Copy each line in the data that includes the word "index".

◆ ◆ ◆

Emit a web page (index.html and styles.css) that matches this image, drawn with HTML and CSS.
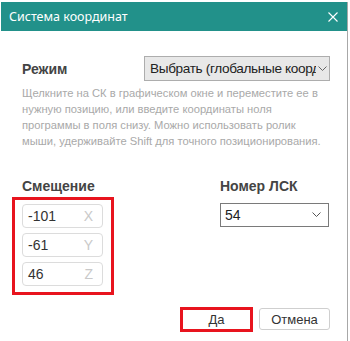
FILE: index.html
```html
<!DOCTYPE html>
<html lang="ru">
<head>
    <meta charset="UTF-8">
    <meta name="viewport" content="width=device-width, initial-scale=1.0">
    <title>Система координат</title>
    <link rel="stylesheet" href="styles.css">
</head>
<body>
    <div class="dialog">
        <div class="titlebar">
            <span class="title">Система координат</span>
            <svg class="close" width="10" height="10" viewBox="0 0 10 10">
                <path d="M0.5 0.5 L9.5 9.5 M9.5 0.5 L0.5 9.5" stroke="#fff" stroke-width="1.1" fill="none"/>
            </svg>
        </div>

        <div class="content">
            <div class="mode-row">
                <span class="label">Режим</span>
                <div class="dropdown mode-select">
                    <span class="dropdown-text">Выбрать (глобальные координаты)</span>
                    <svg class="chevron" width="9" height="6" viewBox="0 0 9 6">
                        <path d="M0.5 0.5 L4.5 4.5 L8.5 0.5" stroke="#666" stroke-width="1" fill="none"/>
                    </svg>
                </div>
            </div>

            <p class="hint">Щелкните на СК в графическом окне и переместите ее в нужную позицию, или введите координаты ноля программы в поля снизу. Можно использовать ролик мыши, удерживайте Shift для точного позиционирования.</p>

            <div class="columns">
                <div class="col-offset">
                    <div class="label">Смещение</div>
                    <div class="coords">
                        <div class="coord"><span>-101</span><span class="axis">X</span></div>
                        <div class="coord"><span>-61</span><span class="axis">Y</span></div>
                        <div class="coord"><span>46</span><span class="axis">Z</span></div>
                    </div>
                </div>
                <div class="col-lcs">
                    <div class="label">Номер ЛСК</div>
                    <div class="dropdown lcs-select">
                        <span class="dropdown-text">54</span>
                        <svg class="chevron" width="9" height="6" viewBox="0 0 9 6">
                            <path d="M0.5 0.5 L4.5 4.5 L8.5 0.5" stroke="#555" stroke-width="1" fill="none"/>
                        </svg>
                    </div>
                </div>
            </div>

            <div class="buttons">
                <div class="btn-mark"><button class="btn">Да</button></div>
                <button class="btn">Отмена</button>
            </div>
        </div>
    </div>
</body>
</html>
```

FILE: styles.css
```css
body {
    margin: 0;
    background-color: white;
    font-family: "Liberation Sans", Arial, sans-serif;
}

.dialog {
    width: 346px;
    height: 339px;
    margin: 2px 0 0 1px;
    border-right: 1px solid #a8a8a8;
    background-color: white;
}

.titlebar {
    height: 29px;
    background-color: #22918a;
    display: flex;
    align-items: center;
    justify-content: space-between;
    padding: 0 9px 0 8px;
}

.title {
    color: white;
    font-family: "Noto Sans", "Open Sans", sans-serif;
    font-size: 12.5px;
}

.close {
    display: block;
}

.content {
    padding: 25px 17px 0 21px;
}

.label {
    font-size: 14px;
    font-weight: bold;
    color: #444;
}

.mode-row {
    display: flex;
    align-items: center;
    justify-content: space-between;
}

.dropdown {
    display: flex;
    align-items: center;
    justify-content: space-between;
    box-sizing: border-box;
    font-size: 14px;
    color: #222;
}

.dropdown-text {
    white-space: nowrap;
    overflow: hidden;
    flex: 1;
}

.mode-select {
    width: 186px;
    height: 25px;
    background-color: #e8e8e8;
    border: 1px solid #adadad;
    padding: 0 2px 0 5px;
    font-size: 13.6px;
    letter-spacing: -0.35px;
}

.mode-select .chevron {
    margin-left: 2px;
}

.hint {
    width: 300px;
    margin: 4px 0 0;
    font-size: 11.2px;
    line-height: 16px;
    color: #a9a9a9;
}

.columns {
    display: flex;
    margin-top: 29px;
}

.col-offset {
    width: 198px;
}

.coords {
    width: 81px;
    margin: 3px 0 0 -10px;
    padding: 4px 8px 6px 7px;
    border: 3px solid #e8141e;
    display: flex;
    flex-direction: column;
    gap: 5px;
}

.coord {
    height: 24px;
    box-sizing: border-box;
    border: 1px solid #dcdcdc;
    border-radius: 4px;
    display: flex;
    align-items: center;
    justify-content: space-between;
    padding: 0 9px 0 5px;
    font-size: 14px;
    color: #333;
}

.axis {
    color: #c9c9c9;
}

.lcs-select {
    width: 109px;
    height: 24px;
    margin-top: 9px;
    border: 1px solid #7a7a7a;
    padding: 0 7px 0 4px;
}

.buttons {
    display: flex;
    justify-content: flex-end;
    align-items: center;
    gap: 6px;
    margin-top: 12px;
}

.btn-mark {
    border: 3px solid #e8141e;
    padding: 0;
}

.btn {
    width: 71px;
    height: 22px;
    box-sizing: border-box;
    background-color: white;
    border: 1px solid #cfcfcf;
    border-radius: 3px;
    font-family: "Liberation Sans", Arial, sans-serif;
    font-size: 13px;
    color: #333;
    padding: 0;
}

.btn-mark .btn {
    width: 67px;
    height: 18px;
    border: none;
}
```
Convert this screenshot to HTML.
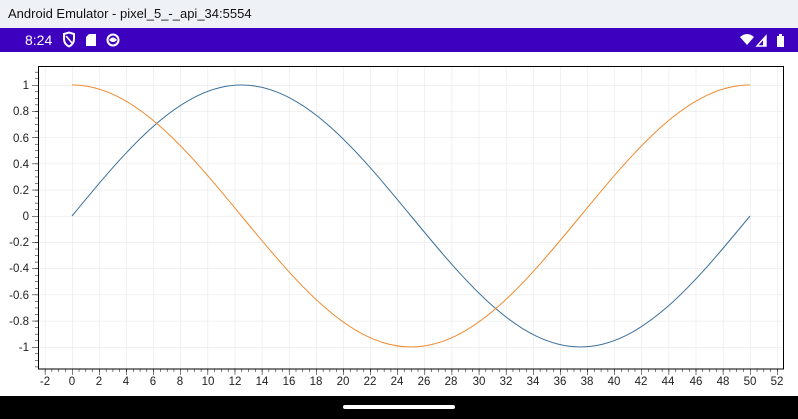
<!DOCTYPE html>
<html><head><meta charset="utf-8"><style>
body{margin:0;width:798px;height:419px;overflow:hidden;background:#fff;font-family:"Liberation Sans",sans-serif;position:relative}
#title{position:absolute;left:0;top:0;width:798px;height:28px;background:#eef2f7;font-size:13px;color:#111}
#title span{position:absolute;left:8px;top:6px}
#status{position:absolute;left:0;top:28px;width:798px;height:24px;background:#3d00bf;color:#fff}
#nav{position:absolute;left:0;top:396px;width:798px;height:23px;background:#000}
#nav div{position:absolute;left:343px;top:9px;width:112px;height:4px;border-radius:2px;background:#fff}
svg text{font-family:"Liberation Sans",sans-serif;font-size:11.5px;fill:#222}
</style></head><body>
<div id="title"><span>Android Emulator - pixel_5_-_api_34:5554</span></div>
<div id="status">
<span style="position:absolute;left:25px;top:4px;font-size:14px">8:24</span>
<svg width="798" height="24" style="position:absolute;left:0;top:0">
<path d="M64,6 L69,4.5 L74,6 L74,11 Q74,16 69,18.5 Q64,16 64,11 Z" fill="none" stroke="#fff" stroke-width="2"/>
<line x1="66" y1="8" x2="72" y2="15" stroke="#fff" stroke-width="1.6"/>
<path d="M89,6 L96,6 L96,18 L86,18 L86,9 Z" fill="#fff"/>
<circle cx="113" cy="12" r="5.5" fill="none" stroke="#fff" stroke-width="2"/>
<path d="M109,12 Q113,7 117,12 Q113,16 109,12Z" fill="#fff"/>
<path d="M740,9 Q747,3 754,9 L747,17 Z" fill="#fff"/>
<path d="M757,18 L766,8 L766,18 Z" fill="none" stroke="#fff" stroke-width="1.4"/>
<path d="M763,12 L766,9 L766,18 L763,18Z" fill="#fff"/>
<rect x="777" y="8" width="7" height="11" fill="#fff"/><rect x="779" y="6" width="3" height="2" fill="#fff"/>
</svg></div>
<svg width="798" height="344" style="position:absolute;left:0;top:52px" viewBox="0 52 798 344">
<defs>
<pattern id="vg" patternUnits="userSpaceOnUse" x="44.88" y="0" width="27.12" height="400"><line x1="0" y1="0" x2="0" y2="400" stroke="#e3e3e3" stroke-width="1"/></pattern>
<pattern id="hg" patternUnits="userSpaceOnUse" x="0" y="85" width="800" height="26.2"><line x1="0" y1="0" x2="800" y2="0" stroke="#e3e3e3" stroke-width="1"/></pattern>
<pattern id="ymin" patternUnits="userSpaceOnUse" x="0" y="85" width="40" height="6.55"><line x1="35" y1="0" x2="38" y2="0" stroke="#000" stroke-width="1"/></pattern>
<pattern id="ymaj" patternUnits="userSpaceOnUse" x="0" y="85" width="40" height="26.2"><line x1="32" y1="0" x2="38" y2="0" stroke="#000" stroke-width="1"/></pattern>
<pattern id="xmin" patternUnits="userSpaceOnUse" x="44.88" y="0" width="6.78" height="400"><line x1="0" y1="369" x2="0" y2="372" stroke="#000" stroke-width="1"/></pattern>
<pattern id="xmaj" patternUnits="userSpaceOnUse" x="44.88" y="0" width="27.12" height="400"><line x1="0" y1="369" x2="0" y2="375" stroke="#000" stroke-width="1"/></pattern>
</defs>
<rect x="38" y="66" width="746" height="303" fill="url(#vg)"/>
<rect x="38" y="66" width="746" height="303" fill="url(#hg)"/>
<rect x="30" y="68" width="8" height="300" fill="url(#ymin)"/>
<rect x="30" y="68" width="8" height="300" fill="url(#ymaj)"/>
<rect x="40" y="369" width="743" height="8" fill="url(#xmin)"/>
<rect x="40" y="369" width="743" height="8" fill="url(#xmaj)"/>
<rect x="38.5" y="66.5" width="745" height="302.5" fill="none" stroke="#000" stroke-width="1"/>
<path d="M72,216 C127.3,148.9 180.15,85 241.5,85 C302.85,85 355.7,148.9 411,216 C466.3,283.1 519.15,347 580.5,347 C641.85,347 694.7,283.1 750,216" fill="none" stroke="#3b6f9c" stroke-width="1"/>
<path d="M72,85 C133.35,85 186.2,148.9 241.5,216 C296.8,283.1 349.65,347 411,347 C472.35,347 525.2,283.1 580.5,216 C635.8,148.9 688.65,85 750,85" fill="none" stroke="#f08a30" stroke-width="1"/>
<g text-anchor="end">
<text x="29" y="89">1</text><text x="29" y="115">0.8</text><text x="29" y="142">0.6</text><text x="29" y="168">0.4</text><text x="29" y="194">0.2</text><text x="29" y="220">0</text><text x="29" y="246">-0.2</text><text x="29" y="272">-0.4</text><text x="29" y="299">-0.6</text><text x="29" y="325">-0.8</text><text x="29" y="351">-1</text>
</g>
<g text-anchor="middle">
<text x="45" y="385">-2</text><text x="72" y="385">0</text><text x="99" y="385">2</text><text x="126" y="385">4</text><text x="153" y="385">6</text><text x="180" y="385">8</text><text x="208" y="385">10</text><text x="235" y="385">12</text><text x="262" y="385">14</text><text x="289" y="385">16</text><text x="316" y="385">18</text><text x="343" y="385">20</text><text x="370" y="385">22</text><text x="397" y="385">24</text><text x="424" y="385">26</text><text x="451" y="385">28</text><text x="479" y="385">30</text><text x="506" y="385">32</text><text x="533" y="385">34</text><text x="560" y="385">36</text><text x="587" y="385">38</text><text x="614" y="385">40</text><text x="641" y="385">42</text><text x="668" y="385">44</text><text x="696" y="385">46</text><text x="723" y="385">48</text><text x="750" y="385">50</text><text x="777" y="385">52</text>
</g>
</svg>
<div id="nav"><div></div></div>
</body></html>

◆ ◆ ◆

ANSWER TO THE EXERCISE:
Emit a web page (index.html and styles.css) that matches this image, drawn with HTML and CSS.
FILE: index.html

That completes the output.